Last week, Americans who have followed the Benghazi saga from the very beginning found out exactly why it matters that top Administration officials lied with the release of the Senate Select Committee on Intelligence’s report on the attacks.
The report concluded that the attack was preventable; but, oddly enough, it also went out of its way to absolve Clinton of any responsibility for the American deaths.
The report does fault the State Department for a lack of security in Benghazi. But Clinton’s name doesn’t appear in the body of the report; instead surfacing only once, in an addendum included by Republican lawmakers.
Republican Senators Saxby Chambliss of Georgia, Richard Burr of North Carolina, Jim Risch of Idaho, Dan Coats of Indiana, Marco Rubio of Florida and Tom Coburn of Oklahoma, asserted in the addendum: “Ultimately, however, the final responsibility for security at diplomatic facilities lies with the former Secretary of State, Hillary Clinton. At the end of the day, she was responsible for ensuring the safety of all Americans serving in our diplomatic facilities. Her failure to do so clearly made a difference in the lives of the four murdered Americans and their families.”
The addendum was condemned by Senate Intelligence Committee Chair Dianne Feinstein (D-Calif.), who said in a statement, “I want the record to be clear: I condemn any efforts to use this report for political purposes.”
And mainstream media pretty much ignored the addition, instead turning the blame for the attacks on someone who, because of the State Department’s negligence, is no longer able to defend himself: Ambassador Stevens.
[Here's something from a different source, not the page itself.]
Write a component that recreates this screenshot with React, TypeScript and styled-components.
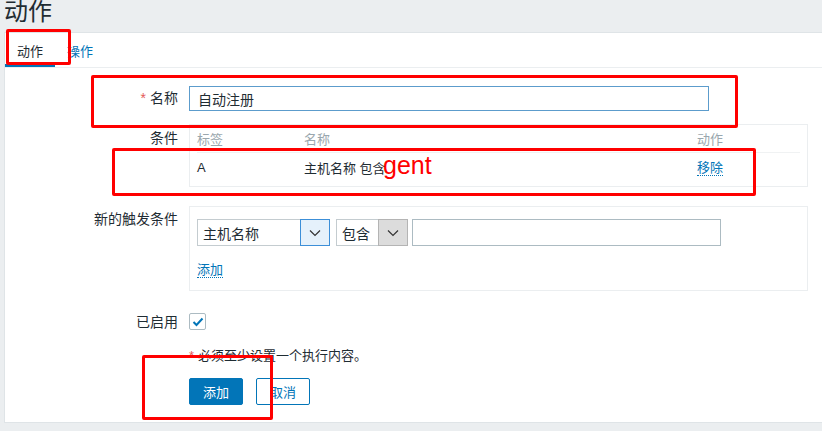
import styled, { createGlobalStyle } from 'styled-components';

const GlobalStyle = createGlobalStyle`
  html, body {
    margin: 0;
    padding: 0;
    background: #ebeef0;
    font-family: "Liberation Sans", "Noto Sans CJK SC", sans-serif;
    color: #1f2c33;
  }
  * {
    box-sizing: border-box;
  }
`;

const blue = '#0275b8';

const Page = styled.div`
  position: relative;
  width: 822px;
  height: 431px;
  overflow: hidden;
`;

const Header = styled.div`
  height: 32px;
  padding-left: 4px;
  display: flex;
  align-items: flex-end;
`;

const Title = styled.h1`
  margin: 0 0 8px 0;
  font-size: 24px;
  line-height: 24px;
  font-weight: normal;
  color: #1f2c33;
`;

const Panel = styled.div`
  margin-left: 4px;
  height: 391px;
  background: #fff;
  border: 1px solid #dfe4e7;
  border-right: none;
`;

const Tabs = styled.div`
  display: flex;
  height: 35px;
  border-bottom: 1px solid #ebeef0;
`;

const Tab = styled.div<{ $active?: boolean }>`
  padding: 0 12px;
  padding-top: 3px;
  display: flex;
  align-items: center;
  font-size: 13px;
  color: ${(p) => (p.$active ? '#1f2c33' : blue)};
  border-bottom: 3px solid ${(p) => (p.$active ? blue : 'transparent')};
`;

const Form = styled.div`
  display: grid;
  grid-template-columns: 173px 619px;
  column-gap: 11px;
  padding-top: 18px;
  font-size: 14px;
`;

const Label = styled.div<{ $top: number }>`
  text-align: right;
  padding-top: ${(p) => p.$top}px;
  line-height: 16px;
`;

const Star = styled.span`
  color: #e45959;
  margin-right: 4px;
`;

const Cell = styled.div<{ $mb: number }>`
  margin-bottom: ${(p) => p.$mb}px;
`;

const TextInput = styled.div<{ $w: number; $h: number; $border: string }>`
  width: ${(p) => p.$w}px;
  height: ${(p) => p.$h}px;
  border: 1px solid ${(p) => p.$border};
  padding: 0 8px;
  display: flex;
  align-items: center;
  font-size: 14px;
  background: #fff;
`;

const Box = styled.div<{ $h: number }>`
  width: 619px;
  height: ${(p) => p.$h}px;
  border: 1px solid #ebeef0;
  padding: 0 7px;
`;

const TableRow = styled.div<{ $h: number; $head?: boolean }>`
  display: grid;
  grid-template-columns: 107px 393px 1fr;
  height: ${(p) => p.$h}px;
  align-items: center;
  color: ${(p) => (p.$head ? '#9aa7ae' : '#1f2c33')};
  font-size: 13px;
  border-bottom: ${(p) => (p.$head ? '1px solid #f0f2f3' : 'none')};
`;

const Link = styled.span`
  color: ${blue};
  font-size: 13px;
  border-bottom: 1px dotted ${blue};
  line-height: 15px;
`;

const FilterRow = styled.div`
  display: flex;
  align-items: center;
  margin-top: 12px;
  margin-bottom: 15px;
`;

const Select = styled.div<{ $w: number; $mr: number }>`
  width: ${(p) => p.$w}px;
  height: 27px;
  margin-right: ${(p) => p.$mr}px;
  border: 1px solid #c4ccd0;
  display: flex;
  align-items: stretch;
`;

const SelectText = styled.div`
  flex: 1;
  display: flex;
  align-items: center;
  padding-left: 5px;
  font-size: 14px;
`;

const Arrow = styled.div<{ $focus?: boolean }>`
  width: 30px;
  display: flex;
  align-items: center;
  justify-content: center;
  background: ${(p) => (p.$focus ? '#e5f1fb' : '#dcdcdc')};
  border: 1px solid ${(p) => (p.$focus ? '#3c8fd8' : '#b4b4b4')};
  margin: -1px -1px -1px 0;
`;

const Check = styled.div`
  width: 17px;
  height: 17px;
  border: 1px solid #acbbc2;
  border-radius: 2px;
  display: flex;
  align-items: center;
  justify-content: center;
`;

const Hint = styled.div`
  font-size: 13px;
  line-height: 16px;
`;

const Buttons = styled.div`
  display: flex;
  gap: 13px;
`;

const Button = styled.div<{ $primary?: boolean }>`
  width: 54px;
  height: 27px;
  border-radius: 2px;
  border: 1px solid ${blue};
  background: ${(p) => (p.$primary ? blue : '#fff')};
  color: ${(p) => (p.$primary ? '#fff' : blue)};
  font-size: 13px;
  display: flex;
  align-items: center;
  justify-content: center;
`;

// red annotation frames drawn over the screenshot
const Mark = styled.div<{ $x: number; $y: number; $w: number; $h: number }>`
  position: absolute;
  left: ${(p) => p.$x}px;
  top: ${(p) => p.$y}px;
  width: ${(p) => p.$w}px;
  height: ${(p) => p.$h}px;
  border: 3px solid #ff0000;
  border-radius: 2px;
`;

const Scribble = styled.div`
  position: absolute;
  left: 383px;
  top: 151px;
  color: #ff0000;
  font-family: "Liberation Sans", sans-serif;
  font-size: 25px;
  line-height: 28px;
`;

const Chevron = () => (
  <svg width="12" height="8" viewBox="0 0 12 8">
    <path d="M1 1.5 L6 6.5 L11 1.5" fill="none" stroke="#333" strokeWidth="1.2" />
  </svg>
);

export default function App() {
  return (
    <Page>
      <GlobalStyle />
      <Header>
        <Title>动作</Title>
      </Header>
      <Panel>
        <Tabs>
          <Tab $active>动作</Tab>
          <Tab>操作</Tab>
        </Tabs>
        <Form>
          <Label $top={4}>
            <Star>*</Star>名称
          </Label>
          <Cell $mb={13}>
            <TextInput $w={520} $h={25} $border="#5c9ccc">
              自动注册
            </TextInput>
          </Cell>

          <Label $top={6}>条件</Label>
          <Cell $mb={19}>
            <Box $h={63}>
              <TableRow $h={28} $head>
                <span>标签</span>
                <span>名称</span>
                <span>动作</span>
              </TableRow>
              <TableRow $h={28}>
                <span>A</span>
                <span>主机名称 包含</span>
                <span>
                  <Link>移除</Link>
                </span>
              </TableRow>
            </Box>
          </Cell>

          <Label $top={5}>新的触发条件</Label>
          <Cell $mb={22}>
            <Box $h={85}>
              <FilterRow>
                <Select $w={133} $mr={6}>
                  <SelectText>主机名称</SelectText>
                  <Arrow $focus>
                    <Chevron />
                  </Arrow>
                </Select>
                <Select $w={72} $mr={4}>
                  <SelectText>包含</SelectText>
                  <Arrow>
                    <Chevron />
                  </Arrow>
                </Select>
                <TextInput $w={309} $h={27} $border="#acbbc2" />
              </FilterRow>
              <Link>添加</Link>
            </Box>
          </Cell>

          <Label $top={1}>已启用</Label>
          <Cell $mb={18}>
            <Check>
              <svg width="12" height="10" viewBox="0 0 12 10">
                <path d="M1.5 5 L4.5 8 L10.5 1.5" fill="none" stroke={blue} strokeWidth="2" />
              </svg>
            </Check>
          </Cell>

          <div />
          <Cell $mb={14}>
            <Hint>
              <Star>*</Star>必须至少设置一个执行内容。
            </Hint>
          </Cell>

          <div />
          <Buttons>
            <Button $primary>添加</Button>
            <Button>取消</Button>
          </Buttons>
        </Form>
      </Panel>

      <Mark $x={6} $y={29} $w={65} $h={36} />
      <Mark $x={91} $y={75} $w={647} $h={53} />
      <Mark $x={112} $y={148} $w={644} $h={48} />
      <Mark $x={142} $y={355} $w={131} $h={65} />
      <Scribble>gent</Scribble>
    </Page>
  );
}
Former Deputy Chief of Mission at the U.S. Embassy Gregory Hicks noticed the blame-Stevens trend and, in a Wall Street Journal editorial this week, condemned media for doing so:
When I arrived in Tripoli on July 31, we had over 30 security personnel, from the State Department and the U.S. military, assigned to protect the diplomatic mission to Libya. All were under the ambassador’s authority. On Sept. 11, we had only nine diplomatic security agents under Chris’s authority to protect our diplomatic personnel in Tripoli and Benghazi.I was interviewed by the Select Committee and its staff, who were professional and thorough. I explained this sequence of events. For some reason, my explanation did not make it into the Senate report.To sum up: Chris Stevens was not responsible for the reduction in security personnel. His requests for additional security were denied or ignored. Officials at the State and Defense Departments in Washington made the decisions that resulted in reduced security. Sen. Lindsey Graham stated on the Senate floor last week that Chris “was in Benghazi because that is where he was supposed to be doing what America wanted him to do: Try to hold Libya together.” He added, “Quit blaming the dead guy.”
Clinton was aware of what she was doing from the moment Steven’s blood ceased to flow through his body. That’s why the State Department’s initial lies are and were so important.
While Rice bought time pushing a bogus narrative, Clinton huddled — likely with some of the same strategy friends responsible for her political hit list — to come up with the best plan to protect her 2016 ambitions in light of her failures.
Unfortunately for Clinton, she couldn’t have anticipated the other scandals which have poured from the Obama Administration in the past year, making Americans more skeptical of political elitists than ever before. If Clinton is preparing for a White House bid, she’s going to have to come to terms with the fact that her failures led to American deaths is still, and will remain, to borrow from Joe Biden, a big f***in’ deal.